# Parking fine/ notice!



## chasper (Apr 20, 2008)

A woman has been ordered by a sheriff to pay a private parking company £24,500 in unpaid charges.Carly Mackie ignored hundreds of parking tickets for leaving her car at Dundee's Waterfront without a permit, claiming they were unenforceable.
Ms Mackie said that she had a right to park in the area as she was living there at the time.
Sheriff George Way said the charges were from a "valid contract" and she was liable for them.
Vehicle Control Services (VCS) took the 28-year-old to court last year after she failed to pay £18,500 in private parking notices.
She had been living at a flat with her stepfather, who was a tenant and had a garage at the property.
Sheriff Way said Ms Mackie had parked outside the garage and would not accept the offer of a parking permit for a space nearby for £40 per month.
*'Entirely misdirected'*

In a written judgement, Sheriff Way said: "She admits she parked without a permit, on the property that the pursuers were contracted to protect. 
"She had no better right or title to do so than any other interloper or stranger no matter what her belief might be." 
*What does the law say?*

Parking tickets issued by private companies in private car parks are not fines, they can be classed as parking charge notices.
This is different from Penalty Charge Notices which are issued by council traffic wardens and the police. These are regulated fines, backed by legislation.
Private landowners and car parking firms do not have the power to issue Penalty Charge Notices
However, by parking in a restricted private area, a motorist can be considered to be agreeing to a contract with the landowner or car park operator, provided there is adequate signage warning of the charge. 
Failing to pay can be seen as a breach of contract and the car parking firm can take the motorist to court to recover their losses.
The sheriff said Ms Mackie had "entirely misdirected herself" on both the law and "the contractual chain" in the case.
He said: "The defender is bound by that contract and incurred the parking charge on each occasion.
"The defender refused to pay the parking charges not because she was unaware of the parking scheme or the terms of the notices or the financial consequences of parking at any time, but because she did not believe that the charges were valid in law.
"The parking charges flow from a valid contract between the pursuers and the defender and she is liable for them."
From the section Tayside and Central Scotland

 
 





*C*


----------



## raynipper (Aug 4, 2008)

I know it's across the border but the UK used to be a nice place to live some time ago. All I see and read are problems.

Ray.


----------



## Penquin (Oct 15, 2007)

Ouch, but that confirms what I have always said about NOT ignoring such things, contest yes, but do not simply ignore....

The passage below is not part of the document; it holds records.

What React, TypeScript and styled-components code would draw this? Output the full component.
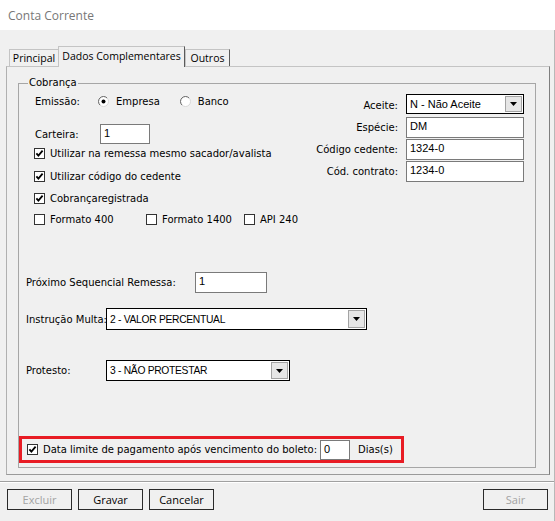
import styled, { createGlobalStyle } from "styled-components";

const GlobalStyle = createGlobalStyle`
  *, *::before, *::after { box-sizing: border-box; }
  html, body { margin: 0; padding: 0; background: #f0f0f0; }
  body {
    font-family: "DejaVu Sans", Tahoma, sans-serif;
    font-size: 10px;
    color: #000;
  }
`;

const Window = styled.div`
  width: 555px;
  height: 521px;
  display: flex;
  flex-direction: column;
  background: #f0f0f0;
  overflow: hidden;
`;

const TitleBar = styled.div`
  height: 30px;
  flex-shrink: 0;
  display: flex;
  align-items: center;
  padding-left: 8px;
  background: #fff;
  color: #777;
  font-family: "Open Sans", "Noto Sans", sans-serif;
  font-size: 12px;
`;

const Body = styled.div`
  flex: 1;
  display: flex;
  flex-direction: column;
  border-right: 1px solid #b8b8b8;
`;

const TabStrip = styled.div`
  display: flex;
  align-items: flex-end;
  height: 20px;
  margin: 16px 0 0 0;
  padding-left: 9px;
`;

const Tab = styled.div<{ $active?: boolean; $width: number; $edge?: boolean }>`
  position: relative;
  z-index: 1;
  width: ${(p) => p.$width}px;
  height: ${(p) => (p.$active ? 21 : 17)}px;
  margin-bottom: ${(p) => (p.$active ? -1 : 0)}px;
  display: flex;
  align-items: ${(p) => (p.$active ? "flex-start" : "center")};
  justify-content: center;
  padding-top: ${(p) => (p.$active ? 2 : 0)}px;
  background: #f0f0f0;
  border: 1px solid #c4c4c4;
  border-bottom: none;
  border-right: ${(p) => (p.$edge ? "1px solid #5a5a5a" : "none")};
  font-family: "Open Sans", "Noto Sans", sans-serif;
  font-size: 10.5px;
  line-height: 15px;
  white-space: nowrap;
`;

const TabPanel = styled.div`
  width: 544px;
  height: 409px;
  margin-left: 6px;
  display: flex;
  flex-direction: column;
  padding: 16px 13px 6px 11px;
  border: 1px solid;
  border-color: #c4c4c4 #7f7f7f #9a9a9a #b0b0b0;
`;

const GroupBox = styled.div`
  position: relative;
  flex: 1;
  display: flex;
  flex-direction: column;
  border: 1px solid #a6a6a6;
`;

const Legend = styled.span`
  position: absolute;
  top: -7px;
  left: 9px;
  padding: 0 1px;
  background: #f0f0f0;
  line-height: 12px;
`;

const TopSection = styled.div`
  display: flex;
  justify-content: space-between;
  padding: 10px 11px 0 15px;
`;

const LeftColumn = styled.div`
  display: flex;
  flex-direction: column;
`;

const Row = styled.div<{ $top?: number; $height: number }>`
  display: flex;
  align-items: center;
  height: ${(p) => p.$height}px;
  margin-top: ${(p) => p.$top ?? 0}px;
`;

const FieldLabel = styled.span<{ $width?: number }>`
  flex-shrink: 0;
  width: ${(p) => (p.$width ? `${p.$width}px` : "auto")};
  padding-left: 1px;
  white-space: nowrap;
`;

const RadioOption = styled.label`
  display: flex;
  align-items: center;
  gap: 7px;
  margin-right: 20px;
`;

const CheckItem = styled.label<{ $width?: number }>`
  display: flex;
  align-items: center;
  gap: 5px;
  width: ${(p) => (p.$width ? `${p.$width}px` : "auto")};
  white-space: nowrap;
`;

const Glyph = styled.svg`
  flex-shrink: 0;
  display: block;
`;

const RightColumn = styled.div`
  display: grid;
  grid-template-columns: auto 118px;
  column-gap: 8px;
  row-gap: 1px;
  align-items: center;
  align-self: flex-start;
`;

const RightLabel = styled.span`
  text-align: right;
  white-space: nowrap;
`;

const TextBox = styled.div<{ $width?: number; $height: number; $left?: number }>`
  width: ${(p) => (p.$width ? `${p.$width}px` : "100%")};
  height: ${(p) => p.$height}px;
  margin-left: ${(p) => p.$left ?? 0}px;
  padding: 2px 2px 0 3px;
  background: #fff;
  border: 1px solid #7a7a7a;
  font-family: "Liberation Sans", Arial, sans-serif;
  font-size: 11px;
  line-height: 13px;
  white-space: nowrap;
`;

const ComboBox = styled.div<{ $width?: number; $height: number; $gapBelow?: number }>`
  display: flex;
  width: ${(p) => (p.$width ? `${p.$width}px` : "100%")};
  height: ${(p) => p.$height}px;
  margin-bottom: ${(p) => p.$gapBelow ?? 0}px;
  background: #fff;
  border: 1px solid #000;
`;

const ComboText = styled.span<{ $compact?: boolean }>`
  flex: 1;
  display: flex;
  align-items: center;
  padding-left: 3px;
  font-family: "Liberation Sans", Arial, sans-serif;
  font-size: ${(p) => (p.$compact ? 10.3 : 11)}px;
  letter-spacing: ${(p) => (p.$compact ? "-0.3px" : "0")};
  white-space: nowrap;
  overflow: hidden;
`;

const ComboButton = styled.span`
  width: 17px;
  margin: 1px;
  display: flex;
  align-items: center;
  justify-content: center;
  background: #e6e6e6;
  border: 1px solid #a3a3a3;
`;

const LowerSection = styled.div`
  display: flex;
  flex-direction: column;
  padding-left: 6px;
`;

const HighlightBox = styled.div`
  align-self: flex-start;
  display: flex;
  align-items: center;
  height: 27px;
  margin-top: 55px;
  padding: 0 8px 0 5px;
  border: 3px solid #e81c24;
`;

const HighlightText = styled.span`
  margin-left: 5px;
  white-space: nowrap;
`;

const DaysLabel = styled.span`
  margin-left: 8px;
`;

const Footer = styled.div`
  display: flex;
  gap: 6px;
  margin-top: 6px;
  padding: 7px 6px 0 7px;
  border-top: 1px solid #a0a0a0;
  box-shadow: inset 0 1px 0 #fff;
`;

const Button = styled.button<{ $push?: boolean }>`
  width: 65px;
  height: 21px;
  margin: 0 0 0 ${(p) => (p.$push ? "auto" : "0")};
  padding: 0;
  background: #f0f0f0;
  border: 1px solid #2a2a2a;
  border-radius: 0;
  color: ${(p) => (p.disabled ? "#a3a3a3" : "#000")};
  font-family: "Open Sans", "Noto Sans", sans-serif;
  font-size: 11px;
`;

const CheckBox = ({ checked }: { checked?: boolean }) => (
  <Glyph width="11" height="11" viewBox="0 0 11 11">
    <rect x="0.5" y="0.5" width="10" height="10" fill="#fff" stroke="#333" />
    {checked && (
      <path d="M2.4 5.3 L4.4 7.6 L8.6 2.6" fill="none" stroke="#000" strokeWidth="1.8" />
    )}
  </Glyph>
);

const Radio = ({ checked }: { checked?: boolean }) => (
  <Glyph width="11" height="11" viewBox="0 0 11 11">
    <circle cx="5.5" cy="5.5" r="5" fill="#fff" stroke="#d8d8d8" />
    <path d="M1.96 9.04 A5 5 0 0 1 9.04 1.96" fill="none" stroke="#6a6a6a" />
    {checked && <circle cx="5.5" cy="5.5" r="2" fill="#000" />}
  </Glyph>
);

const Combo = ({
  value,
  width,
  height,
  compact,
  gapBelow,
}: {
  value: string;
  width?: number;
  height: number;
  compact?: boolean;
  gapBelow?: number;
}) => (
  <ComboBox $width={width} $height={height} $gapBelow={gapBelow}>
    <ComboText $compact={compact}>{value}</ComboText>
    <ComboButton>
      <Glyph width="7" height="4" viewBox="0 0 7 4">
        <path d="M0 0 H7 L3.5 4 Z" fill="#000" />
      </Glyph>
    </ComboButton>
  </ComboBox>
);

const App = () => (
  <>
    <GlobalStyle />
    <Window>
      <TitleBar>Conta Corrente</TitleBar>
      <Body>
        <TabStrip>
          <Tab $width={49}>Principal</Tab>
          <Tab $width={127} $active $edge>
            Dados Complementares
          </Tab>
          <Tab $width={45} $edge>
            Outros
          </Tab>
        </TabStrip>

        <TabPanel>
          <GroupBox>
            <Legend>Cobrança</Legend>

            <TopSection>
              <LeftColumn>
                <Row $height={14}>
                  <FieldLabel $width={64}>Emissão:</FieldLabel>
                  <RadioOption>
                    <Radio checked />
                    Empresa
                  </RadioOption>
                  <RadioOption>
                    <Radio />
                    Banco
                  </RadioOption>
                </Row>
                <Row $top={16} $height={20}>
                  <FieldLabel $width={66}>Carteira:</FieldLabel>
                  <TextBox $width={50} $height={20}>1</TextBox>
                </Row>
                <Row $top={2} $height={14}>
                  <CheckItem>
                    <CheckBox checked />
                    Utilizar na remessa mesmo sacador/avalista
                  </CheckItem>
                </Row>
                <Row $top={9} $height={14}>
                  <CheckItem>
                    <CheckBox checked />
                    Utilizar código do cedente
                  </CheckItem>
                </Row>
                <Row $top={8} $height={14}>
                  <CheckItem>
                    <CheckBox checked />
                    Cobrançaregistrada
                  </CheckItem>
                </Row>
                <Row $top={7} $height={14}>
                  <CheckItem $width={112}>
                    <CheckBox />
                    Formato 400
                  </CheckItem>
                  <CheckItem $width={98}>
                    <CheckBox />
                    Formato 1400
                  </CheckItem>
                  <CheckItem>
                    <CheckBox />
                    API 240
                  </CheckItem>
                </Row>
              </LeftColumn>

              <RightColumn>
                <RightLabel>Aceite:</RightLabel>
                <Combo value="N - Não Aceite" height={20} gapBelow={2} />
                <RightLabel>Espécie:</RightLabel>
                <TextBox $height={21}>DM</TextBox>
                <RightLabel>Código cedente:</RightLabel>
                <TextBox $height={21}>1324-0</TextBox>
                <RightLabel>Cód. contrato:</RightLabel>
                <TextBox $height={21}>1234-0</TextBox>
              </RightColumn>
            </TopSection>

            <LowerSection>
              <Row $top={46} $height={21}>
                <FieldLabel $width={170}>Próximo Sequencial Remessa:</FieldLabel>
                <TextBox $width={72} $height={21}>1</TextBox>
              </Row>
              <Row $top={15} $height={22}>
                <FieldLabel $width={81}>Instrução Multa:</FieldLabel>
                <Combo value="2 - VALOR PERCENTUAL" width={261} height={22} compact />
              </Row>
              <Row $top={30} $height={21}>
                <FieldLabel $width={81}>Protesto:</FieldLabel>
                <Combo value="3 - NÃO PROTESTAR" width={184} height={21} compact />
              </Row>
            </LowerSection>

            <HighlightBox>
              <CheckBox checked />
              <HighlightText>Data limite de pagamento após vencimento do boleto:</HighlightText>
              <TextBox $width={30} $height={20} $left={3}>
                0
              </TextBox>
              <DaysLabel>Dias(s)</DaysLabel>
            </HighlightBox>
          </GroupBox>
        </TabPanel>

        <Footer>
          <Button disabled>Excluir</Button>
          <Button>Gravar</Button>
          <Button>Cancelar</Button>
          <Button $push disabled>
            Sair
          </Button>
        </Footer>
      </Body>
    </Window>
  </>
);

export default App;
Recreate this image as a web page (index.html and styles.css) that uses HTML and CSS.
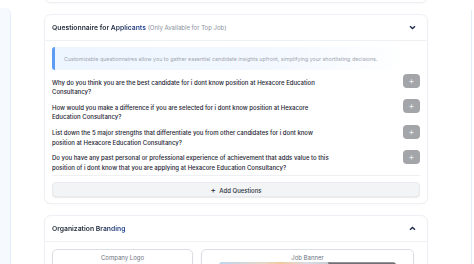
FILE: index.html
```html
<!DOCTYPE html>
<html lang="en">
<head>
    <meta charset="UTF-8">
    <title>Job Post - Questionnaire</title>
    <link rel="stylesheet" href="styles.css">
</head>
<body>

<div class="layout">
    <div class="side-left"></div>

    <div class="main">
        <div class="card card-prev"></div>

        <div class="card">
            <div class="card-head">
                <div class="title"><span class="grad">Questionnaire for Applicants</span> <span class="muted">(Only Available for Top Job)</span></div>
                <svg class="chev" width="7" height="5" viewBox="0 0 7 5"><path d="M1 1.2 L3.5 3.6 L6 1.2" fill="none" stroke="#1e2a4a" stroke-width="1.4"/></svg>
            </div>
            <div class="card-body">
                <div class="info">Customizable questionnaires allow you to gather essential candidate insights upfront, simplifying your shortlisting decisions.</div>

                <div class="questions">
                    <div class="q-row">
                        <p class="q-text">Why do you think you are the best candidate for i dont know position at Hexacore Education Consultancy?</p>
                        <button class="plus-btn">+</button>
                    </div>
                    <div class="q-row">
                        <p class="q-text">How would you make a difference if you are selected for i dont know position at Hexacore Education Consultancy?</p>
                        <button class="plus-btn">+</button>
                    </div>
                    <div class="q-row">
                        <p class="q-text">List down the 5 major strengths that differentiate you from other candidates for i dont know position at Hexacore Education Consultancy?</p>
                        <button class="plus-btn">+</button>
                    </div>
                    <div class="q-row">
                        <p class="q-text">Do you have any past personal or professional experience of achievement that adds value to this position of i dont know that you are applying at Hexacore Education Consultancy?</p>
                        <button class="plus-btn">+</button>
                    </div>
                </div>

                <button class="add-btn"><span class="add-plus">+</span> Add Questions</button>
            </div>
        </div>

        <div class="card">
            <div class="card-head">
                <div class="title"><span class="grad">Organization Branding</span></div>
                <svg class="chev" width="7" height="5" viewBox="0 0 7 5"><path d="M1 3.8 L3.5 1.4 L6 3.8" fill="none" stroke="#1e2a4a" stroke-width="1.4"/></svg>
            </div>
            <div class="card-body branding">
                <div class="upload logo-box">
                    <div class="upload-label">Company Logo</div>
                    <div class="logo-slot"></div>
                </div>
                <div class="upload banner-box">
                    <div class="upload-label">Job Banner</div>
                    <div class="banner-img">
                        <div class="banner-photo"></div>
                        <div class="banner-dark"></div>
                    </div>
                </div>
            </div>
        </div>
    </div>

    <div class="side-right"></div>
</div>

</body>
</html>
```

FILE: styles.css
```css
body {
    margin: 0;
    background: #ffffff;
    font-family: Inter, "Noto Sans", sans-serif;
    color: #1f2937;
    overflow: hidden;
}
.layout {
    display: flex;
    height: 264px;
    overflow: hidden;
}
.side-left {
    width: 10px;
    margin-top: 8px;
    background: #f6faff;
    border-right: 1px solid #e4eefa;
    border-top-right-radius: 6px;
    flex-shrink: 0;
}
.main {
    width: 385px;
    margin-left: 33px;
    display: flex;
    flex-direction: column;
    gap: 11px;
}
.side-right {
    margin-left: 43px;
    margin-top: 10px;
    width: 2px;
    border-left: 1px solid #e3eefb;
}
.card {
    background: white;
    border: 1px solid #edf0f4;
    border-radius: 7px;
    box-shadow: 0 1px 2px rgba(15, 23, 42, 0.03);
    flex-shrink: 0;
}
.card-prev {
    height: 20px;
    margin-top: -19px;
}
.card-head {
    height: 25px;
    display: flex;
    align-items: center;
    justify-content: space-between;
    padding: 0 11px 0 7px;
    border-bottom: 1px solid #eef1f4;
}
.title {
    font-size: 6.8px;
    font-weight: 600;
}
.grad {
    background: linear-gradient(90deg, #1f2937 60%, #22449a 100%);
    -webkit-background-clip: text;
    background-clip: text;
    color: transparent;
}
.muted {
    color: #8a909b;
    font-weight: 400;
    font-size: 6px;
}
.chev {
    display: block;
}
.card-body {
    padding: 6px 7px 6px;
}
.info {
    height: 23px;
    box-sizing: border-box;
    width: 358px;
    display: flex;
    align-items: center;
    padding-left: 9px;
    font-size: 5.35px;
    color: #a0a6b0;
    border-left: 3px solid #5b9cf4;
    border-radius: 3px;
    background: linear-gradient(90deg, #edf5ff 0%, #f3f8ff 60%, rgba(255,255,255,0) 100%);
}
.questions {
    margin-top: 4px;
    display: flex;
    flex-direction: column;
    gap: 3px;
    padding-bottom: 3px;
    border-bottom: 1px solid #eef0f3;
}
.q-row {
    display: flex;
    justify-content: space-between;
    align-items: flex-start;
}
.q-text {
    margin: 0;
    padding-top: 3.5px;
    width: 280px;
    font-size: 6px;
    font-weight: 500;
    line-height: 9.4px;
    color: #1a2230;
}
.plus-btn {
    width: 17px;
    height: 14px;
    padding: 0;
    border: none;
    border-radius: 4px;
    background: #a3a5a9;
    color: #eceef1;
    font-family: Inter, sans-serif;
    font-size: 9px;
    line-height: 14px;
}
.add-btn {
    display: block;
    width: 100%;
    height: 15px;
    margin-top: 6px;
    border: 1px solid #e7e9ec;
    border-radius: 4px;
    background: #f3f4f6;
    box-shadow: 0 1px 1px rgba(0, 0, 0, 0.08);
    font-family: Inter, sans-serif;
    font-size: 6px;
    font-weight: 500;
    color: #2b3340;
}
.add-plus {
    font-size: 8px;
    margin-right: 2px;
}
.branding {
    display: flex;
    gap: 8px;
    padding-top: 7px;
}
.upload {
    border: 1px solid #dadde2;
    border-radius: 5px;
    box-shadow: 0 1px 2px rgba(0, 0, 0, 0.05);
    height: 40px;
    box-sizing: border-box;
}
.logo-box {
    width: 141px;
}
.banner-box {
    width: 213px;
}
.upload-label {
    text-align: center;
    font-size: 6px;
    color: #6b7280;
    margin-top: 4px;
}
.logo-slot {
    width: 32px;
    height: 14px;
    margin: 3px auto 0;
    border: 1px solid #e2e5e9;
    border-radius: 4px;
}
.banner-img {
    display: flex;
    width: 177px;
    height: 14px;
    margin: 1px 0 0 17px;
    border-radius: 3px;
    overflow: hidden;
}
.banner-photo {
    width: 111px;
    background: linear-gradient(90deg, #bcd6ee 0%, #e6d8c8 40%, #f1c9a0 55%, #d9dde6 80%, #c8ccd4 100%);
}
.banner-dark {
    flex: 1;
    background: #6f7073;
    clip-path: polygon(0 0, 100% 0, 100% 100%, 4px 100%);
    margin-left: -2px;
}
```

£24,500 is one heck of a lump, I wonder what the court would have said if she simply wrote the car off, bit of course, it is too late now and presumably if unpaid the High Court Enforcement Officers can seize her property to cover the debt.....

Ouch.....


----------



## barryd (May 9, 2008)

I Think you used to be able to ignore them but the rules changed as a pay off for clamping being made illegal I think and the private company can pursue the owner of the vehicle. There are still ways to get around them but ignoring them is not as easy as it once was. This all seems a bit extreme though.


----------



## autostratus (May 9, 2005)

Once the total amount "owed" reached a certain figure I suppose the parking company thought it well worth the effort and expense of a court case.
I've no sympathy with this woman.
It was not a casual mistake or an emergency, she was just putting two fingers up and ultimately paid the price.


----------



## cabby (May 14, 2005)

I am still being chased about one of those PCN's. I did not position the vehicle within the marked bay. I thought that in a disabled bay the cross hatching was part of the parking bay when loading and unloading when one needs the space to do so.I think I am about to get a solicitors letter next.


----------



## autostratus (May 9, 2005)

cabby said:


> I am still being chased about one of those PCN's. I did not position the vehicle within the marked bay. I thought that in a disabled bay the cross hatching was part of the parking bay when loading and unloading when one needs the space to do so.I think I am about to get a solicitors letter next.


I sympathise with you.
It's not always easy to get perfectly square particularly if you're trying to hurry because of a watching driver who questions your need for a disabled bay.
I try always to reverse into the bay as it's easier get out later if the area is busy.


----------



## Pudsey_Bear (Sep 25, 2008)

Not being a legal Eagle, I would have thought the would have to prove their losses if "Failing to pay can be seen as a breach of contract and the car parking firm can take the motorist to court to recover their losses." was correct.


----------



## GMJ (Jun 24, 2014)

cabby said:


> I am still being chased about one of those PCN's. I did not position the vehicle within the marked bay. I thought that in a disabled bay the cross hatching was part of the parking bay when loading and unloading when one needs the space to do so.I think I am about to get a solicitors letter next.


Cabby - check out this site for some help with this...

http://www.pepipoo.com/

It is very well thought of amongst the motoring fraternity I converse with.

Graham :smile2:


----------